Estátua do Imperador Carlos V
Foto: F Cardigos
Recentemente, tomei conhecimento da
obra de Luís Filipe Thomaz dedicada a compreender o último feito de Fernão
Magalhães, a primeira circum-navegação. Fiquei estarrecido ao saber que,
afinal, Fernão Magalhães não tinha qualquer propósito de dar a volta ao mundo
quando deixou terras ibéricas. Deixo os detalhes para a obra do historiador e
apenas saliento a seguir o que me parece mais importante.
Lemos nesta obra que o extraordinário
navegador português se ofereceu ao imperador Carlos V, não para fazer a circum-navegação,
mas sim para confirmar a posição das possessões castelhanas no Pacífico e por
uma rota que evitasse grande parte das zonas controladas pelos portugueses em
África e na Ásia. Foi por essa razão que torneou a América pelo Sul e se lançou
Oceano Pacífico adentro.
O ponto essencial é que ele iria
tentar regressar pela mesma rota que tinha seguido até aí. Isso apenas não
aconteceu porque morreu nas Filipinas e quem lhe sucedeu, Sebastian Elcano, que,
não sabendo tanto de navegação, não arriscou voltar para trás através do grande
e desconhecido oceano.
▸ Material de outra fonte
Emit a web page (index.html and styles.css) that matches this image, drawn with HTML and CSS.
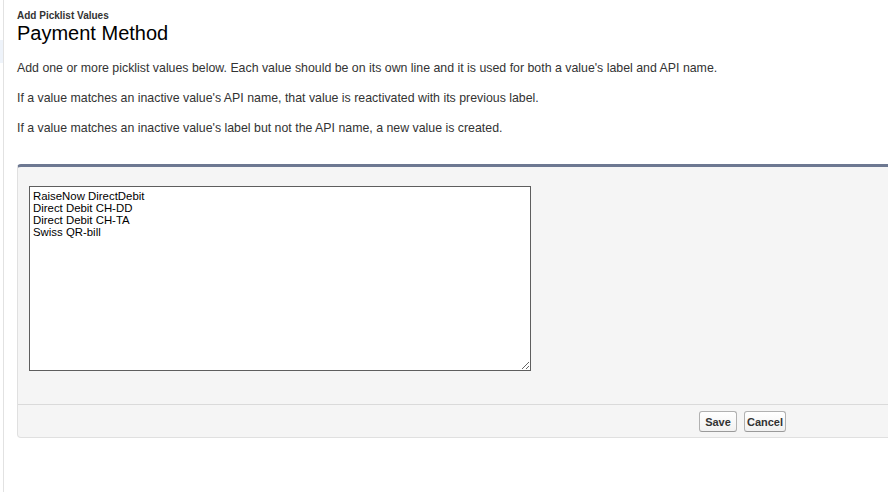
FILE: index.html
```html
<!DOCTYPE html>
<html lang="en">
<head>
<meta charset="utf-8">
<title>Add Picklist Values</title>
<link rel="stylesheet" href="styles.css">
</head>
<body>
<div class="shell">
  <div class="rail"><div class="rail-mark"></div></div>
  <main class="content">
    <div class="page-type">Add Picklist Values</div>
    <h1 class="page-title">Payment Method</h1>
    <p class="note first">Add one or more picklist values below. Each value should be on its own line and it is used for both a value's label and API name.</p>
    <p class="note">If a value matches an inactive value's API name, that value is reactivated with its previous label.</p>
    <p class="note">If a value matches an inactive value's label but not the API name, a new value is created.</p>
    <section class="block">
      <div class="block-body">
        <textarea class="values">RaiseNow DirectDebit
Direct Debit CH-DD
Direct Debit CH-TA
Swiss QR-bill</textarea>
      </div>
      <div class="block-buttons">
        <button class="btn btn-save" type="button">Save</button>
        <button class="btn btn-cancel" type="button">Cancel</button>
      </div>
    </section>
  </main>
</div>
</body>
</html>
```
FILE: styles.css
```css
html, body {
  margin: 0;
  padding: 0;
  background: #ffffff;
}
body {
  font-family: "Liberation Sans", Arial, Helvetica, sans-serif;
  color: #333333;
}
.shell {
  display: flex;
  height: 492px;
  width: 888px;
}
.rail {
  width: 3px;
  flex: none;
  padding-top: 40px;
}
.rail-mark {
  height: 23px;
  background: #eef3fa;
}
.content {
  flex: 1;
  min-width: 0;
  border-left: 1px solid #e2e2e2;
  padding: 10px 0 0 13px;
  overflow: hidden;
}
.page-type {
  font-size: 10px;
  line-height: 12px;
  font-weight: bold;
  color: #333333;
}
.page-title {
  margin: 0;
  font-size: 20px;
  line-height: 22px;
  font-weight: normal;
  color: #000000;
}
.note {
  margin: 0 0 15px;
  font-size: 12.35px;
  line-height: 15px;
  color: #333333;
  white-space: nowrap;
}
.note.first {
  margin-top: 17px;
}
.block {
  margin-top: 28px;
  margin-right: -12px;
  background: #f5f5f5;
  border: 1px solid #e0e0e0;
  border-top: 3px solid #6d7891;
  border-radius: 4px;
}
.block-body {
  padding: 19px 11px 33px;
}
.values {
  display: block;
  box-sizing: border-box;
  width: 502px;
  height: 185px;
  margin: 0;
  padding: 3px 3px 2px;
  border: 1px solid #5e5e5e;
  border-radius: 0;
  background: #ffffff;
  font-family: "Liberation Sans", Arial, Helvetica, sans-serif;
  font-size: 11.4px;
  line-height: 12px;
  color: #000000;
  resize: both;
}
.block-buttons {
  display: flex;
  gap: 7px;
  height: 33px;
  box-sizing: border-box;
  padding: 6px 0 0 681px;
  border-top: 1px solid #dadada;
}
.btn {
  box-sizing: border-box;
  height: 21px;
  padding: 0;
  border: 1px solid #b1b1b1;
  border-bottom-color: #9a9a9a;
  border-radius: 3px;
  background: linear-gradient(#ffffff, #f1f1f1);
  font-family: "Liberation Sans", Arial, Helvetica, sans-serif;
  font-size: 11px;
  font-weight: bold;
  color: #333333;
  text-align: center;
}
.btn-save {
  width: 38px;
}
.btn-cancel {
  width: 42px;
}
```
A história, na totalidade, é fascinante e vale mesmo a
pena ler o livro de Luís Filipe Thomaz. Para o que me interessa nesta crónica,
podemos ficar por aqui. Fernão Magalhães ficou para a história por algo que não
tinha intenção de fazer e que não fez: circum-navegar o planeta Terra.
Jacques II de Chabanes ou Senhor
de La Palice foi um filósofo que, em toda a sua vida, passou o tempo a dizer
coisas muito sensatas e óbvias. Depois de falecer, o seu trabalho passou a ser usado
por todos sempre que se querem referir a algo evidente. Mentira! Como mentira?!
Todos nós já ouvimos políticos a dizer para algo óbvio “O senhor de La Palice
não diria melhor!” ou “Caro colega, isso é uma La Paliçada”, quando pretendem
minorar a afirmação de um adversário por ser evidente. Onde está afinal a
verdade?
A verdade é que o Senhor de La
Palice foi, na realidade, um valente guerreiro que combateu ferozmente sob as
ordens de três reis de França e morreu com bravura, já como marechal, no campo
de batalha. “E, no entanto”, como
alguém afirmou com toda a razão, ”o
Senhor de La Palice nada disse”. O que aconteceu é, na minha opinião,
verdadeiramente extraordinário.
Depois de morrer, como acontecia
então com os heróis de guerra de França, o corpo foi transportado de Pavia, em
Itália, até Paris com escolta militar. Os seus homens dedicaram-lhe um longo
poema que cantaram durante a viagem. Tudo se complica no final dessa longa
poesia, tão longa como a idade e os feitos do Senhor de La Palice: “Hélas La Palice est mort, Il est mort devant
Pavie, Un quart d'heure avant sa mort, Il faisait encore envie”. Repare-se,
o que está escrito é que um quarto de hora antes de morrer, ainda causava
inveja. Que mais poderia ser dito em homenagem a um grande guerreiro? Pouco
antes de morrer ainda se batia com tal valentia que causava inveja!
Acontece que, o tempo muito
rapidamente se encarregou de trocar as últimas palavras que passaram a ler-se “… Un quart d'heure avant sa mort, Il serait
encore en vie” ou um quarto de hora antes da sua morte estava ainda vivo.
Passamos de uma honra militar para uma evidência e o Senhor de La Palice, que
nada disse, passou a ser referido cada vez que alguém diz uma evidência óbvia,
passe o pleonasmo; algo que ele, eventualmente, nunca terá feito.
Deve haver outros casos de
pessoas que se tornaram conhecidas por algo que nunca fizeram. Aliás, há sempre
a tendência de vangloriar os que partem, apagando o menos bom. No entanto,
penso que dificilmente alguém chegará ao contraste de Fernão Magalhães e do
Senhor de La Palice. Foram seres humanos com vidas extraordinárias, plenos de
valor e factos pelos quais devem ser recordados, excepto por aquilo por que
todos os reconhecemos habitualmente.